American college football season

The 1976 Stanford Cardinals football team represented Stanford University in the Pacific-8 Conference during the 1976 NCAA Division I football season. Led by fifth-year head coach Jack Christiansen, the Cardinals were 6–5 overall (5–2 in Pac-8, third) and played home games on campus at Stanford Stadium in Stanford, California

After a disappointing season that started at 1–4, Christiansen was fired the day before the last game of the season, the Big Game at Cal; he coached that final game, which Stanford rallied to win in the final two minutes.

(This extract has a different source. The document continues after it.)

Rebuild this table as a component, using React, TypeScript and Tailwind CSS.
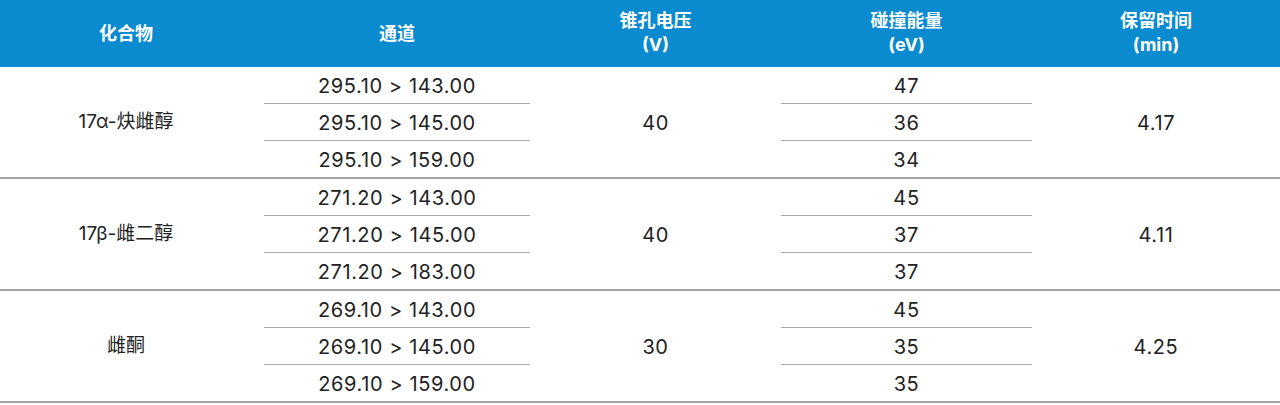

With two seasons remaining on a five-year contract (at $27,500 annually), Christiansen did not have a losing season at Stanford, was overall, and in conference. The Cardinals had five Pac-8 wins in each of his last four seasons, finishing no lower than third.

Bill Walsh, the offensive coordinator of the NFL's San Diego Chargers, was hired as head coach in December, and led Stanford for the next two seasons, both ending with bowl wins.

==Schedule==

| Date | Opponent | Site | Result | Attendance | Source |
| September 11 | at No. 10 Penn State* | Beaver Stadium; University Park, PA; | L 12–15 | 61,645 |  |
| September 18 | at No. 1 Michigan* | Michigan Stadium; Ann Arbor, MI; | L 0–51 | 103,741 |  |
| September 25 | San Jose State* | Stanford Stadium; Stanford, CA (rivalry); | W 28–23 | 51,000 |  |
| October 2 | at Army* | Michie Stadium; West Point, NY; | L 20–21 | 30,382 |  |
| October 9 | at No. 5 UCLA | Los Angeles Memorial Coliseum; Los Angeles, CA; | L 20–38 | 50,894 |  |
| October 16 | Washington | Stanford Stadium; Stanford, CA; | W 34–28 | 36,000 |  |
| October 23 | at Washington State | Martin Stadium; Pullman, WA; | W 22–16 | 24,300 |  |
| October 30 | Oregon State | Stanford Stadium; Stanford, CA; | W 24–3 | 30,500 |  |
| November 6 | No. 4 USC | Stanford Stadium; Stanford, CA (rivalry); | L 24–48 | 76,500 |  |
| November 13 | at Oregon | Autzen Stadium; Eugene, OR; | W 28–17 | 18,000 |  |
| November 20 | at California | California Memorial Stadium; Berkeley, CA (Big Game); | W 27–24 | 76,780 |  |
*Non-conference game; Rankings from AP Poll released prior to the game;

==Roster==
- OT Gary Anderson
- QB Guy Benjamin
- LB Gordy Ceresino
- QB Mike Cordova
- QB Steve Dils
- WR James Lofton
- WR Tony Hill
- DE Duncan McColl
- PK Mike Michel
- QB Turk Schonert

Source:

==NFL draft==
Five Cardinals were selected in the 1977 NFL draft.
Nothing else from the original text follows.